Affirmer des valeurs universelles et fondamentales: la clarté du MR.
Voici la carte blanche rédigée par des mandataires MR suite à la réflexion initiée par le président Didier Reynders et menée avec sérénité par Daniel Bacquelaine. J’ai co-signé ce texte. Qu’en pensez-vous ?
Un pacte citoyen pour réussir un véritable
« vivre ensemble »
Daniel Bacquelaine, Xavier Baeselen, Françoise Bertiaux, Françoise Colinia, Christine Defraigne, Alain Destexhe, Corinne De Permentier, Amina Derbaki Sbaï,Vincent Dewolf, Denis Ducarme, Philippe Fontaine, Béatrice Fraiteur, Didier Gosuin, Kattrin Jadin, Eric Libert, Richard Miller, Philippe Monfils, Gilles Mouyard, Fatoumata Sidibe, Françoise Schepmans, Antoinette Spaak, Viviane Teitelbaum, Dominique Tilmans, Georges Verzin Mandataires MR
jeudi 01 octobre 2009
Les problématiques de l’intégration et du choix d’un modèle de société reviennent régulièrement dans l’actualité, à travers différents sujets comme le port du voile à l’école, les violences dans les quartiers en difficulté ou le statut de la femme dans certaines communautés. Ces questions relatives au « vivre ensemble » se posent avec de plus en plus d’insistance. Trop longtemps, le débat a été encommissionné. Trop souvent d’aucuns ont vilipendé, au nom du politiquement correct, celles et ceux qui doutaient de la pertinence des politiques d’intégration menées jusqu’alors. Nous pensons, au contraire, que le politique doit poser un choix clair quant au modèle de société.

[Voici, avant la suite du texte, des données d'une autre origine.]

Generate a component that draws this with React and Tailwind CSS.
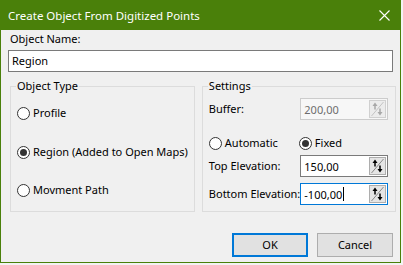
import { useState } from "react";

const font = { fontFamily: '"Noto Sans", "Open Sans", sans-serif' };

function Spinner({ disabled }) {
  const arrow = disabled ? "#a8a8a8" : "#000";
  return (
    <div className={`shrink-0 w-[17px] h-[18px] border ${disabled ? "border-[#d0d0d0] bg-[#ececec]" : "border-[#adadad] bg-[#e5e5e5]"}`}>
      <svg width="15" height="16" viewBox="0 0 15 16">
        <line x1="1.5" y1="15" x2="13.5" y2="1" stroke={disabled ? "#c4c4c4" : "#8a8a8a"} strokeWidth="1" />
        <polygon points="5,1.5 2.5,5 7.5,5" fill={arrow} />
        <rect x="4.25" y="5" width="1.5" height="3.5" fill={arrow} />
        <polygon points="10,14.5 7.5,11 12.5,11" fill={arrow} />
        <rect x="9.25" y="7.5" width="1.5" height="3.5" fill={arrow} />
      </svg>
    </div>
  );
}

function NumberBox({ value, disabled, focused }) {
  return (
    <div
      className={`shrink-0 w-[88px] h-[22px] flex items-center justify-between pl-[3px] pr-[1px] border ${
        disabled
          ? "border-[#cccccc] bg-[#f7f7f7] text-[#6d6d6d]"
          : focused
          ? "border-[#0078d7] bg-white text-black"
          : "border-[#7a7a7a] bg-white text-black"
      }`}
    >
      <span className="flex items-center leading-none">
        {value}
        {focused && <span className="inline-block w-px h-[14px] bg-black ml-px"></span>}
      </span>
      <Spinner disabled={disabled} />
    </div>
  );
}

function Radio({ checked, label, onClick }) {
  return (
    <div className="flex items-center h-[20px] whitespace-nowrap cursor-default" onClick={onClick}>
      <span className="shrink-0 w-[13px] h-[13px] rounded-full border border-[#333333] bg-white flex items-center justify-center">
        {checked && <span className="w-[7px] h-[7px] rounded-full bg-[#333333]"></span>}
      </span>
      <span className="ml-[3px]">{label}</span>
    </div>
  );
}

export default function App() {
  const [type, setType] = useState("region");
  const [mode, setMode] = useState("fixed");

  return (
    <div className="w-[403px] h-[265px] bg-[#f3f3f3] text-[11px] text-black" style={font}>
      <div className="w-[401px] h-[263px] bg-[#f0f0f0] border border-[#4a800a] flex flex-col">
        {/* Title bar */}
        <div className="h-[29px] bg-[#4a800a] flex items-center justify-between pl-[7px] pr-[10px] text-white">
          <span className="text-[11.5px] leading-none">Create Object From Digitized Points</span>
          <svg width="11" height="11" viewBox="0 0 11 11">
            <path d="M0.5 0.5 L10.5 10.5 M10.5 0.5 L0.5 10.5" stroke="#fff" strokeWidth="1.1" />
          </svg>
        </div>

        <div className="px-[7px] flex flex-col">
          <div className="mt-[1px] h-[16px] leading-[16px] pl-[2px]">Object Name:</div>
          <div className="mt-[3px] h-[22px] border border-[#7a7a7a] bg-white flex items-center pl-[3px]">Region</div>

          <div className="mt-[6px] flex gap-[7px] ml-[2px]">
            <fieldset className="w-[184px] h-[134px] border border-[#dcdcdc] px-[6px]">
              <legend className="-ml-px px-px h-[16px] leading-[16px]">Object Type</legend>
              <div className="pt-[9px] flex flex-col">
                <Radio checked={type === "profile"} label="Profile" onClick={() => setType("profile")} />
                <div className="mt-[19px]">
                  <Radio checked={type === "region"} label="Region (Added to Open Maps)" onClick={() => setType("region")} />
                </div>
                <div className="mt-[18px]">
                  <Radio checked={type === "path"} label="Movment Path" onClick={() => setType("path")} />
                </div>
              </div>
            </fieldset>

            <fieldset className="w-[194px] h-[134px] border border-[#dcdcdc] pl-[6px] pr-[7px]">
              <legend className="-ml-px px-px h-[16px] leading-[16px]">Settings</legend>
              <div className="pt-[4px] flex flex-col">
                <div className="flex items-center justify-between">
                  <span>Buffer:</span>
                  <NumberBox value="200,00" disabled />
                </div>
                <div className="mt-[13px] grid grid-cols-[90px_1fr]">
                  <Radio checked={mode === "auto"} label="Automatic" onClick={() => setMode("auto")} />
                  <Radio checked={mode === "fixed"} label="Fixed" onClick={() => setMode("fixed")} />
                </div>
                <div className="mt-[2px] flex items-center justify-between">
                  <span className="whitespace-nowrap">Top Elevation:</span>
                  <NumberBox value="150,00" />
                </div>
                <div className="mt-[6px] flex items-center justify-between">
                  <span className="whitespace-nowrap">Bottom Elevation:</span>
                  <NumberBox value="-100,00" focused />
                </div>
              </div>
            </fieldset>
          </div>

          <div className="mt-[21px] flex justify-end gap-[9px]">
            <button className="w-[76px] h-[24px] bg-[#e1e1e1] border-2 border-[#0078d7] flex items-center justify-center">OK</button>
            <button className="w-[76px] h-[24px] bg-[#e1e1e1] border border-[#adadad] flex items-center justify-center">Cancel</button>
          </div>
        </div>
      </div>
    </div>
  );
}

C’est ce que les Réformateurs s’engagent à faire. Nous souhaitons rappeler ici la position – issue d’une réflexion interne proposée par Didier Reynders et menée au sein d’un groupe de travail présidé par Daniel Bacquelaine – que le MR défendra dans le débat que doivent s’approprier les parlements.

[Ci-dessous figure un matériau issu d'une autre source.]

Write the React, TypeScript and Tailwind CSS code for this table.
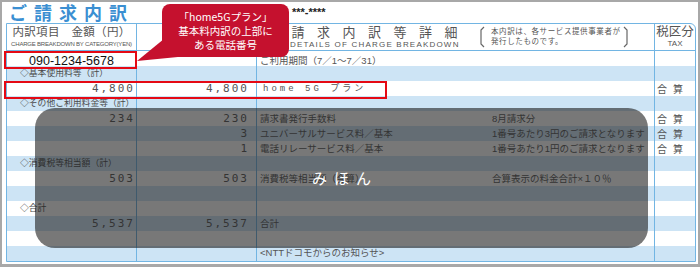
import React from "react"

type Row = {
  a?: string
  b?: string
  c?: string
  d?: string
  label?: string
  tax?: boolean
  phone?: boolean
  plan?: boolean
}

const rows: Row[] = [
  { phone: true, c: "ご利用期間（7／1～7／31）" },
  { label: "◇基本使用料等（計）" },
  { a: "4,800", b: "4,800", c: "home 5G プラン", plan: true, tax: true },
  { label: "◇その他ご利用料金等（計）" },
  { a: "234", b: "230", c: "請求書発行手数料", d: "8月請求分", tax: true },
  { b: "3", c: "ユニバーサルサービス料／基本", d: "1番号あたり3円のご請求となります", tax: true },
  { b: "1", c: "電話リレーサービス料／基本", d: "1番号あたり1円のご請求となります", tax: true },
  { label: "◇消費税等相当額（計）" },
  { a: "503", b: "503", c: "消費税等相当額（合算）", d: "合算表示の料金合計×１０％" },
  {},
  { label: "◇合計" },
  { a: "5,537", b: "5,537", c: "合計" },
  {},
  { c: "<NTTドコモからのお知らせ>" },
]

const line = "border-r border-[#72b5e3]"
const num = "flex items-center justify-end font-['DejaVu_Sans_Mono',monospace] text-[11px] tracking-[2px] text-[#555]"

function BillRow({ r, i }: { r: Row; i: number }) {
  const bg = i % 2 === 1 ? "bg-[#cde4f5]" : "bg-white"
  return (
    <div className={`grid h-[15px] grid-cols-[130px_120px_398px_40px] ${bg}`}>
      {r.label ? (
        <div className={`${line} flex items-center whitespace-nowrap pl-[13px] text-[8.8px] text-[#4a4a4a]`}>
          {r.label}
        </div>
      ) : r.phone ? (
        <div className={`${line} flex items-center justify-center pt-[1px] font-['Liberation_Sans'] text-[12.5px] text-[#111]`}>
          090-1234-5678
        </div>
      ) : (
        <div className={`${line} ${num} pr-[1px]`}>{r.a}</div>
      )}
      <div className={`${line} ${num} pr-[7px]`}>{r.b}</div>
      <div className={`${line} flex items-center whitespace-nowrap pl-[3px] text-[9.5px] text-[#555]`}>
        {r.plan ? (
          <span className="pl-[3px] font-['Liberation_Mono','Noto_Sans_CJK_JP',monospace] text-[9px] tracking-[3px]">
            {r.c}
          </span>
        ) : (
          <>
            <span className="w-[232px] shrink-0">{r.c}</span>
            <span>{r.d}</span>
          </>
        )}
      </div>
      <div className="flex items-center pl-[2px] text-[10px] tracking-[6px] text-[#555]">
        {r.tax ? "合算" : ""}
      </div>
    </div>
  )
}

export default function App() {
  return (
    <div className="relative h-[267px] w-[700px] overflow-hidden border-2 border-b-[3px] border-[#a8a8a8] bg-white font-['Liberation_Sans','Noto_Sans_CJK_JP',sans-serif]">
      {/* title */}
      <div className="flex h-[21px] items-center pl-[7px]">
        <span className="font-['Noto_Sans_CJK_JP',sans-serif] text-[18px] font-bold leading-[21px] tracking-[7px] text-[#3b8fd2]">
          ご請求内訳
        </span>
        <span className="ml-[158px] text-[11px] font-bold text-[#222]">***-****</span>
      </div>

      {/* table */}
      <div className="ml-[4px] w-[690px] overflow-hidden rounded-tr-[6px] border border-[#72b5e3]">
        <div className="grid h-[27px] grid-cols-[130px_120px_398px_40px] border-b border-[#72b5e3] text-[#555]">
          <div className={`${line} flex flex-col items-center pt-[1px]`}>
            <span className="text-[11.5px] leading-[14px] tracking-[0.3px]">内訳項目　金額（円）</span>
            <span className="text-[6px] leading-[10px] tracking-[-0.2px]">CHARGE BREAKDOWN BY CATEGORY(YEN)</span>
          </div>
          <div className={line} />
          <div className={`${line} flex items-center`}>
            <div className="flex w-[215px] flex-col pl-[9px] pt-[1px]">
              <span className="text-[13px] leading-[14px] tracking-[12.5px]">ご請求内訳等詳細</span>
              <span className="pl-[24px] text-[8px] leading-[10px] tracking-[1.2px]">DETAILS OF CHARGE BREAKDOWN</span>
            </div>
            <div className="ml-[6px] flex items-center">
              <svg width="8" height="22" viewBox="0 0 8 22" className="text-[#666]">
                <path d="M6 1 L3 4 L3 18 L6 21" fill="none" stroke="currentColor" strokeWidth="1.2" />
              </svg>
              <div className="flex w-[136px] flex-col pl-[5px] text-[7.5px] leading-[10px] tracking-[0.6px]">
                <span>本内訳は、各サービス提供事業者が</span>
                <span>発行したものです。</span>
              </div>
              <svg width="8" height="22" viewBox="0 0 8 22" className="text-[#666]">
                <path d="M2 1 L5 4 L5 18 L2 21" fill="none" stroke="currentColor" strokeWidth="1.2" />
              </svg>
            </div>
          </div>
          <div className="flex flex-col items-center pt-[1px]">
            <span className="text-[12.5px] leading-[14px]">税区分</span>
            <span className="text-[8px] leading-[10px]">TAX</span>
          </div>
        </div>
        {rows.map((r, i) => (
          <BillRow key={i} r={r} i={i} />
        ))}
      </div>

      {/* sample overlay */}
      <div className="absolute left-[33px] top-[106px] flex h-[140px] w-[613px] items-center justify-center rounded-[20px] bg-[#1e1e1e]/60">
        <span className="pl-[7px] font-['Noto_Sans_CJK_JP',sans-serif] text-[15px] tracking-[7px] text-white">みほん</span>
      </div>

      {/* red highlight boxes */}
      <div className="absolute left-[2px] top-[49px] h-[18px] w-[133px] border-2 border-[#e50914]" />
      <div className="absolute left-[2px] top-[79px] h-[18px] w-[383px] border-2 border-[#e50914]" />

      {/* callout */}
      <svg className="absolute left-0 top-0" width="300" height="70">
        <polygon points="168,32 186,54 135,59" fill="#c5112e" />
      </svg>
      <div className="absolute left-[160px] top-[2px] flex h-[53px] w-[127px] flex-col items-center justify-center rounded-[8px] bg-[#c5112e] font-['Noto_Sans_CJK_JP',sans-serif] text-[10.5px] leading-[14px] text-white">
        <span>「home5Gプラン」</span>
        <span>基本料内訳の上部に</span>
        <span>ある電話番号</span>
      </div>
    </div>
  )
}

Deux modèles de société s’offrent à nous. Le multiculturalisme, tout d’abord, envisage l’individu essentiellement comme le membre d’une communauté caractérisée par une culture, une religion, une origine ethnique. Ce courant se fonde généralement sur le relativisme culturel et les accommodements raisonnables, c’est-à-dire l’affirmation inconditionnelle de l’équivalence des systèmes de pensée et la justification de la différenciation des droits.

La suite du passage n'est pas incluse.